Nuclear weapons systems in the UK, US and elsewhere are increasingly vulnerable to cyber attacks, according to a new report by UK-based independent policy institute, Chatham House. The authors are by Beyza Unal, a research fellow at the institute who previously worked at Nato in strategic analysis, and Patricia Lewis, research director of the international security department at Chatham House.
In its report, Cybersecurity of Nuclear Weapons Systems: Threats, Vulnerabilities and Consequences, the leading thinktank warns that as nuclear weapons systems were built when computing was little used, little consideration was given to potential vulnerabilities in cyberspace. The report points out that “Many of the assumptions on which current nuclear strategies are based pre-date the current widespread use of digital technology in nuclear command, control and communication systems.”
The report says that those involved in nuclear military planning and the procurement of weapons are not giving cyberthreats significant enough attention. It blames this on a number of factors, including a failure to keep up with quickly moving advances and not sufficient numbers of staff with the right expertise.
“The likelihood of attempted cyber-attacks on nuclear weapons systems is relatively high and increasing from advanced persistent threats from states and non-state groups,” the report said.
The report says cyberattacks, such as denial-of-service (DoS), data manipulation and cyber spoofing could “jeopardize the integrity of communication, leading to increased uncertainty in decision making”.

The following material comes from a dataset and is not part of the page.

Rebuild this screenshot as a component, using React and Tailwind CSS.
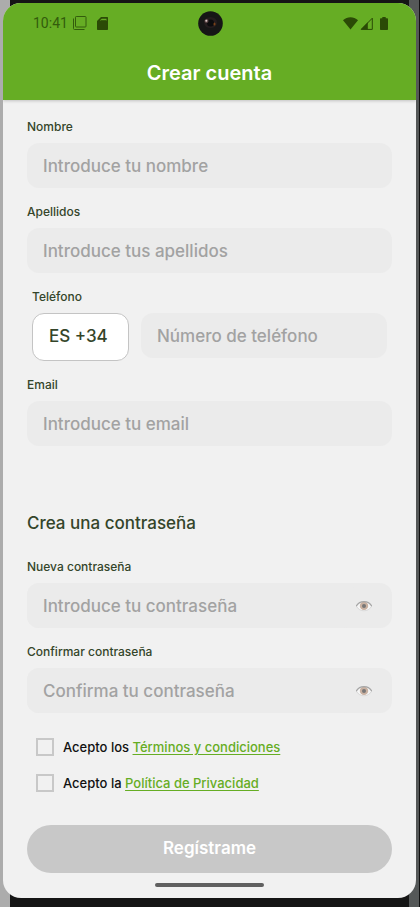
import { useState } from "react";

const inputClass =
  "h-[45px] w-full min-w-0 rounded-xl bg-[#ebebeb] px-4 text-[17px] font-medium text-[#34452a] outline-none placeholder:text-[#a2a2a2] placeholder:opacity-100";
const labelClass = "block text-[12px] leading-4 font-medium text-[#34452a]";

function SignalIcons() {
  return (
    <div className="flex items-center text-[#2b4a06]">
      <svg width="15" height="13" viewBox="0 0 15 13" fill="currentColor" aria-hidden="true">
        <path d="M7.500 12.600 0 3.300C4.300-.9 10.700-.9 15 3.300z" />
      </svg>
      <svg className="ml-0.5" width="13" height="13" viewBox="0 0 13 13" aria-hidden="true">
        <path d="M12.300 1.200v11.200H1.200z" fill="none" stroke="currentColor" />
        <path d="M7.800 5.200V12.500H.8z" fill="currentColor" />
      </svg>
      <svg className="ml-[7px]" width="8" height="13" viewBox="0 0 8 13" fill="currentColor" aria-hidden="true">
        <path d="M2.300 0h3.400v1.200H7c.6 0 1 .4 1 1V12c0 .6-.4 1-1 1H1c-.6 0-1-.4-1-1V2.200c0-.6.4-1 1-1h1.300z" />
      </svg>
    </div>
  );
}

function StatusBar() {
  return (
    <div className="grid h-10 grid-cols-[1fr_auto_1fr] items-center pr-7 pl-[30px]">
      <div className="flex items-center text-[#2b4a06]">
        <span className="font-[Roboto,sans-serif] text-[14px] leading-5 text-[#335c0c]">10:41</span>
        <svg className="ml-[5px]" width="14" height="14" viewBox="0 0 14 14" fill="none" stroke="#335c0c" aria-hidden="true">
          <rect x="2.500" y=".5" width="10.500" height="10.500" rx=".8" />
          <path d="M.5 2.500V12.500c0 .6.400 1 1 1h10" />
        </svg>
        <svg className="ml-2.5" width="11" height="13" viewBox="0 0 11 13" aria-hidden="true">
          <path fill="currentColor" d="M4 0h6c.6 0 1 .4 1 1v11c0 .6-.4 1-1 1H1c-.6 0-1-.4-1-1V4z" />
          <path d="M3.300 4V3L4.800 1.800H9.500V4z" fill="#66ad24" />
          <path d="M3.500 3.700h6" stroke="currentColor" />
        </svg>
      </div>
      <Camera />
      <div className="flex justify-end">
        <SignalIcons />
      </div>
    </div>
  );
}

function Camera() {
  return (
    <svg width="25" height="25" viewBox="0 0 25 25" aria-hidden="true">
      <circle cx="12.500" cy="12.500" r="12.300" fill="#161616" />
      <ellipse cx="12.500" cy="11.500" rx="6.500" ry="5.500" fill="#241c1e" />
      <circle cx="12.500" cy="12" r="3.500" fill="#0b0b0d" />
      <circle cx="8.500" cy="10" r="2" fill="#5b4545" />
      <circle cx="8.300" cy="9.800" r="1" fill="#d8c8c8" />
      <ellipse cx="16.500" cy="13" rx="1" ry="1.500" fill="#7a4218" />
    </svg>
  );
}

function EyeIcon() {
  return (
    <svg width="16" height="12" viewBox="0 0 16 12" aria-hidden="true">
      <path d="M.3 6C3.500.6 12.500.6 15.700 6 12.500 12.400 3.500 12.400 .3 6z" fill="#f6f6f6" stroke="#cfcfcf" strokeWidth=".7" />
      <circle cx="8" cy="5.900" r="4.200" fill="#c9b1a1" />
      <circle cx="8" cy="6" r="2" fill="#777" />
      <path d="M.2 6.200C3.500.1 12.500.1 15.800 6.200" fill="none" stroke="#a6a6a6" strokeWidth="1.200" />
    </svg>
  );
}

function Field({ id, label, placeholder, type = "text" }) {
  return (
    <div className="flex flex-col gap-2">
      <label htmlFor={id} className={labelClass}>{label}</label>
      <input id={id} type={type} placeholder={placeholder} className={inputClass} />
    </div>
  );
}

function PasswordField({ id, label, placeholder }) {
  const [visible, setVisible] = useState(false);
  return (
    <div className="flex flex-col gap-2">
      <label htmlFor={id} className={labelClass}>{label}</label>
      <div className="flex items-center rounded-xl bg-[#ebebeb] pr-5">
        <input id={id} type={visible ? "text" : "password"} placeholder={placeholder} className={inputClass} />
        <button type="button" className="shrink-0" aria-label="Mostrar contraseña" onClick={() => setVisible(!visible)}>
          <EyeIcon />
        </button>
      </div>
    </div>
  );
}

function Consent({ id, text, link }) {
  return (
    <div className="flex items-center gap-[9px]">
      <input
        id={id}
        type="checkbox"
        className="size-[18px] shrink-0 appearance-none border-2 border-[#c8c8c8] checked:bg-[#66ad24]"
      />
      <label htmlFor={id} className="text-[13px] leading-[18px] font-medium text-[#111]">
        {text}{" "}
        <a href="#" className="text-[#66ad24] underline underline-offset-2">{link}</a>
      </label>
    </div>
  );
}

export default function App() {
  return (
    <div className="border-r border-[#111] bg-linear-to-r from-[#acacac] from-50% to-[#555858] to-50% font-[Inter,sans-serif]">
      <div className="min-h-screen bg-[linear-gradient(#151515,#151515)] bg-[length:calc(100%-20px)_100%] bg-center bg-no-repeat pt-[3px] pr-[3px] pb-[9px] pl-[3px]">
        <div className="overflow-hidden rounded-[18px] bg-[#f1f1f1]">
          <header className="bg-[#66ad24] shadow-[0_1px_3px_rgba(0,0,0,0.2)]">
            <StatusBar />
            <h1 className="h-[57px] pt-[18px] text-center text-[20px] leading-6 font-semibold text-white">Crear cuenta</h1>
          </header>
          <form className="px-6 pt-[19px]" onSubmit={(e) => e.preventDefault()}>
            <div className="flex flex-col gap-4">
              <Field id="nombre" label="Nombre" placeholder="Introduce tu nombre" />
              <Field id="apellidos" label="Apellidos" placeholder="Introduce tus apellidos" />
              <div className="flex flex-col gap-2 px-[5px]">
                <label htmlFor="telefono" className={labelClass}>Teléfono</label>
                <div className="flex items-start gap-3">
                  <select
                    aria-label="Prefijo"
                    className="h-12 w-[97px] shrink-0 appearance-none rounded-xl border border-[#c4c4c4] bg-white px-4 text-[17px] font-medium text-[#34452a]"
                  >
                    <option>ES +34</option>
                  </select>
                  <input id="telefono" type="tel" placeholder="Número de teléfono" className={inputClass} />
                </div>
              </div>
              <Field id="email" label="Email" placeholder="Introduce tu email" />
            </div>
            <h2 className="mt-[67px] text-[17px] leading-5 font-medium text-[#34452a]">Crea una contraseña</h2>
            <div className="mt-[26px] flex flex-col gap-4">
              <PasswordField id="nueva" label="Nueva contraseña" placeholder="Introduce tu contraseña" />
              <PasswordField id="confirmar" label="Confirmar contraseña" placeholder="Confirma tu contraseña" />
            </div>
            <div className="mt-[25px] flex flex-col gap-[18px] pl-[9px]">
              <Consent id="terminos" text="Acepto los" link="Términos y condiciones" />
              <Consent id="privacidad" text="Acepto la" link="Política de Privacidad" />
            </div>
            <button
              type="submit"
              className="mt-[33px] h-12 w-full rounded-full bg-[#c8c8c8] text-[17px] font-semibold text-white"
            >
              Regístrame
            </button>
          </form>
          <div className="flex justify-center pt-2.5 pb-[11px]">
            <div className="h-1 w-[109px] rounded-full bg-[#606060]" />
          </div>
        </div>
      </div>
    </div>
  );
}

During peacetime, these kinds of malicious cyber activities could create a dilemma for a state, which does not know if it has been the victim of a cyberattack or not. This could affect its decision-making, particularly as related to nuclear weapons deterrence policy.
At times of heightened tension, the report points out that “cyberattacks on nuclear weapons systems could cause an escalation, which results in their use. Inadvertent nuclear launches could stem from an unwitting reliance on false information and data. Moreover, a system that is compromised cannot be trusted in decision-making”.
The authors note the dilemma between needing to note the issues and the risks they carry by making them public. However, they criticize military failures to – so far – take the issue seriously enough.
“Military procurement programmes tend not to pay adequate consideration to emerging cyber risks – particularly to the supply chain – regardless of the government regulations for protecting data against cyber attacks.”
They also take issue with the lack of government oversight in the US and UK, saying, “Many aspects of nuclear weapons development and systems management are privatised in the US and in the UK, potentially introducing a number of private-sector supply chain vulnerabilities.”
The authors state that defense contractors should be forced to disclose information about cyberattacks with their governments; and strongly recommended that governments incorporate rigorous cyber-risk reduction into their nuclear command, control and comms systems without delay.